ECLI:NL:CRVB:2005:AU8522
Centrale Raad van Beroep
- Hoger beroep
- J. Janssen
- G.J.H. Doornewaard
- J. Brand
- Rechtspraak.nl
Herziening van WAO-uitkering en medische beperkingen
In deze zaak gaat het om de herziening van de WAO-uitkering van appellant, die oorspronkelijk was vastgesteld op een arbeidsongeschiktheid van 55 tot 65%. Gedaagde, het Uitvoeringsinstituut werknemersverzekeringen, heeft deze herzien naar een mate van 15 tot 25% per 6 juni 2002. Appellant heeft bezwaar gemaakt tegen dit besluit, maar dit werd ongegrond verklaard. De rechtbank Maastricht bevestigde deze beslissing in een uitspraak op 9 juli 2003. Appellant heeft vervolgens hoger beroep ingesteld.
Tijdens de zitting op 4 november 2005 is appellant niet verschenen, maar gedaagde was vertegenwoordigd door mr. K. van der Wal. De Centrale Raad van Beroep heeft de zaak behandeld en zich gebogen over de medische beperkingen van appellant, zoals vastgelegd in het belastbaarheidspatroon van 8 september 1999. Appellant betwistte dat gedaagde de medische beperkingen niet heeft onderschat en stelde dat er geen nieuw belastbaarheidspatroon was opgesteld voor de herziening van de uitkering.

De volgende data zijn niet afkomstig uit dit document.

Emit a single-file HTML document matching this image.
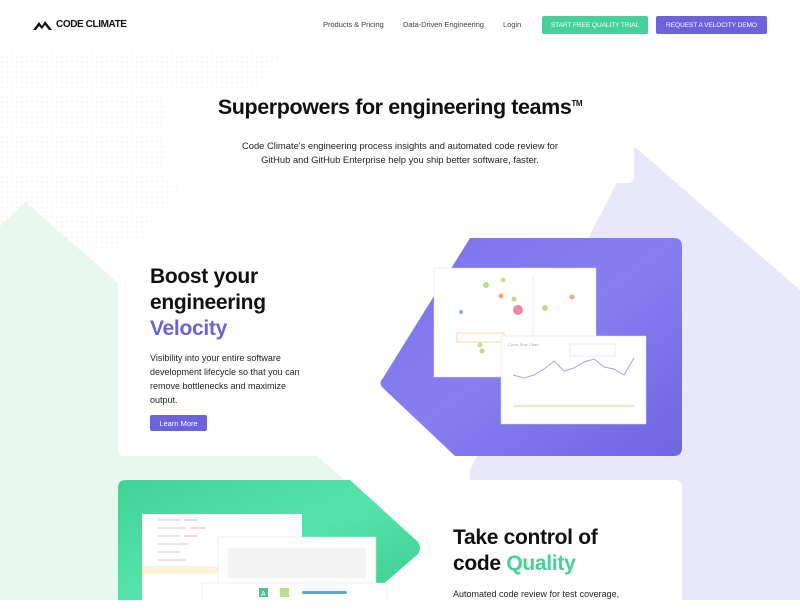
<!DOCTYPE html>
<html><head><meta charset="utf-8"><style>
*{margin:0;padding:0;box-sizing:border-box}
body{width:800px;height:600px;overflow:hidden;background:#fff;font-family:"Liberation Sans",sans-serif;position:relative;color:#111}
.abs{position:absolute}
.nav a{position:absolute;top:20px;font-size:7.6px;color:#444;letter-spacing:-0.1px}
.btn{position:absolute;top:16px;height:18px;color:#fff;font-size:6.6px;display:flex;align-items:center;justify-content:center;border-radius:2px;letter-spacing:-0.1px}
h2{font-size:21px;font-weight:bold;line-height:26px;letter-spacing:-0.3px}
.p{font-size:9px;line-height:14px;color:#222}
</style></head><body>
<svg class="abs" style="left:0;top:0" width="800" height="600">
<defs><pattern id="dots" width="5" height="5" patternUnits="userSpaceOnUse"><circle cx="2" cy="2" r="0.8" fill="#eeeef1"/></pattern>
<linearGradient id="pg" x1="0" y1="0" x2="1" y2="1"><stop offset="0" stop-color="#7d73ea"/><stop offset="0.5" stop-color="#877ef1"/><stop offset="1" stop-color="#6f65e0"/></linearGradient>
<linearGradient id="gg" x1="0" y1="0" x2="1" y2="1"><stop offset="0" stop-color="#3fd496"/><stop offset="0.5" stop-color="#55e4aa"/><stop offset="1" stop-color="#3ccf90"/></linearGradient></defs>
<polygon points="0,50 285,50 130,250 0,250" fill="url(#dots)"/>
<polygon points="0,226 25,202 345,480 345,600 0,600" fill="#e8f8ef"/>
<polygon points="635,147 800,290 800,600 470,600 470,470" fill="#e8e8fa"/>
</svg>
<div class="abs" style="left:165px;top:88px;width:469px;height:95px;background:#fff;border-radius:6px"></div>
<div class="abs" style="left:118px;top:238px;width:564px;height:218px;background:#fff;border-radius:6px"></div>
<div class="abs" style="left:118px;top:480px;width:564px;height:130px;background:#fff;border-radius:6px"></div>
<svg class="abs" style="left:0;top:0" width="800" height="600">
<path d="M470,238 L674,238 Q682,238 682,246 L682,448 Q682,456 674,456 L455,456 L383,388 Q378,383 383,378 Z" fill="url(#pg)"/>
<path d="M126,480 L350,480 L418,542 Q422,548 418,554 L365,600 L118,600 L118,488 Q118,480 126,480 Z" fill="url(#gg)"/>
<rect x="434" y="268" width="162" height="109" fill="#fff" stroke="#ddd" stroke-width="0.5"/>
<line x1="533" y1="275" x2="533" y2="370" stroke="#eee"/>
<circle cx="486" cy="285" r="3" fill="#b9e08a"/><circle cx="503" cy="280" r="2.5" fill="#c6e48f"/>
<circle cx="501" cy="296" r="2.5" fill="#f6a57a"/><circle cx="514" cy="299" r="2.5" fill="#b9e08a"/>
<circle cx="518" cy="310" r="5" fill="#ef8aa0"/><circle cx="545" cy="308" r="3" fill="#b9e08a"/>
<circle cx="572" cy="297" r="2.5" fill="#f6a57a"/><circle cx="461" cy="312" r="2" fill="#7bb6e0"/>
<rect x="457" y="333" width="47" height="9" fill="#fff" stroke="#f4d36b" stroke-width="0.7"/>
<circle cx="480" cy="345" r="2.5" fill="#c6e48f"/><circle cx="482" cy="351" r="2.5" fill="#b9e08a"/>
<rect x="501" y="336" width="145" height="88" fill="#fff" stroke="#ddd" stroke-width="0.5"/>
<text x="508" y="346" font-size="4" fill="#aaa">Cycle Time Chart</text>
<rect x="570" y="344" width="45" height="12" fill="#fff" stroke="#d8d6f5" stroke-width="0.5"/>
<polyline points="513,375 524,378 534,375 544,369 554,361 564,371 574,368 584,362 594,359 604,367 614,369 624,375 634,358" fill="none" stroke="#a9a3f1" stroke-width="1"/>
<line x1="513" y1="406" x2="634" y2="406" stroke="#b9e08a" stroke-width="1"/>
<rect x="142" y="514" width="160" height="90" fill="#fff"/>
<g fill="#e6e6e6"><rect x="158" y="519" width="22" height="2"/><rect x="158" y="527" width="28" height="2"/><rect x="158" y="535" width="22" height="2"/><rect x="158" y="543" width="30" height="2"/><rect x="158" y="551" width="22" height="2"/><rect x="158" y="559" width="28" height="2"/></g>
<g fill="#f6d9dc"><rect x="184" y="519" width="14" height="2"/><rect x="190" y="527" width="16" height="2"/><rect x="184" y="535" width="14" height="2"/></g>
<rect x="142" y="566" width="80" height="8" fill="#fbf4da"/>
<rect x="218" y="537" width="158" height="70" fill="#fff" stroke="#e5e5e5" stroke-width="0.5"/>
<rect x="228" y="548" width="138" height="30" fill="#f4f4f4"/>
<rect x="202" y="583" width="185" height="25" fill="#fff" stroke="#e5e5e5" stroke-width="0.5"/>
<rect x="259" y="588" width="9" height="9" fill="#45c690"/><text x="261" y="596" font-size="7" fill="#fff">A</text>
<rect x="280" y="588" width="9" height="9" fill="#b9e08a"/>
<rect x="302" y="591" width="45" height="3" rx="1.5" fill="#5aa6d6"/>
</svg>
<div class="abs" style="left:33px;top:18px;display:flex;align-items:center">
<svg width="20" height="13" viewBox="0 0 20 13"><path d="M0,12 L6,4 L9,8 L12,3 L19,12 L16,12 L12,7 L9,11 L6,8 L3,12 Z" fill="#111"/></svg>
<span style="font-size:10px;font-weight:bold;margin-left:3px;letter-spacing:-0.4px">CODE CLIMATE</span></div>
<div class="nav"><a style="left:323px">Products &amp; Pricing</a><a style="left:403px">Data-Driven Engineering</a><a style="left:503px">Login</a></div>
<div class="btn" style="left:542px;width:106px;background:#45d197">START FREE QUALITY TRIAL</div>
<div class="btn" style="left:656px;width:111px;background:#6a63dc">REQUEST A VELOCITY DEMO</div>
<div class="abs" style="left:0;width:800px;top:95px;text-align:center;font-size:21.5px;font-weight:bold;letter-spacing:-0.4px">Superpowers for engineering teams<sup style="font-size:8px">TM</sup></div>
<div class="abs p" style="left:0;width:800px;top:139px;text-align:center;font-size:9.4px">Code Climate's engineering process insights and automated code review for<br>GitHub and GitHub Enterprise help you ship better software, faster.</div>
<h2 class="abs" style="left:150px;top:264px">Boost your<br>engineering<br><span style="color:#6c63dc">Velocity</span></h2>
<div class="abs p" style="left:150px;top:351px">Visibility into your entire software<br>development lifecycle so that you can<br>remove bottlenecks and maximize<br>output.</div>
<div class="abs" style="left:150px;top:415px;width:57px;height:16px;background:#6a63dc;color:#fff;font-size:7.5px;display:flex;align-items:center;justify-content:center;border-radius:2px">Learn More</div>
<h2 class="abs" style="left:453px;top:525px">Take control of<br>code <span style="color:#45d197">Quality</span></h2>
<div class="abs p" style="left:453px;top:587px">Automated code review for test coverage,</div>
</body></html>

De Raad overweegt dat de verzekeringsartsen voldoende informatie hebben verzameld uit de behandelende sector en dat er geen aanwijzingen zijn dat de medische situatie van appellant op 6 juni 2002 anders was dan eerder vastgesteld. De Raad concludeert dat gedaagde zich terecht heeft gebaseerd op de rapportages van de verzekeringsartsen en dat er geen reden is om aan te nemen dat de medische beperkingen van appellant zijn onderschat. De Raad bevestigt de eerdere uitspraak van de rechtbank en verklaart het hoger beroep ongegrond.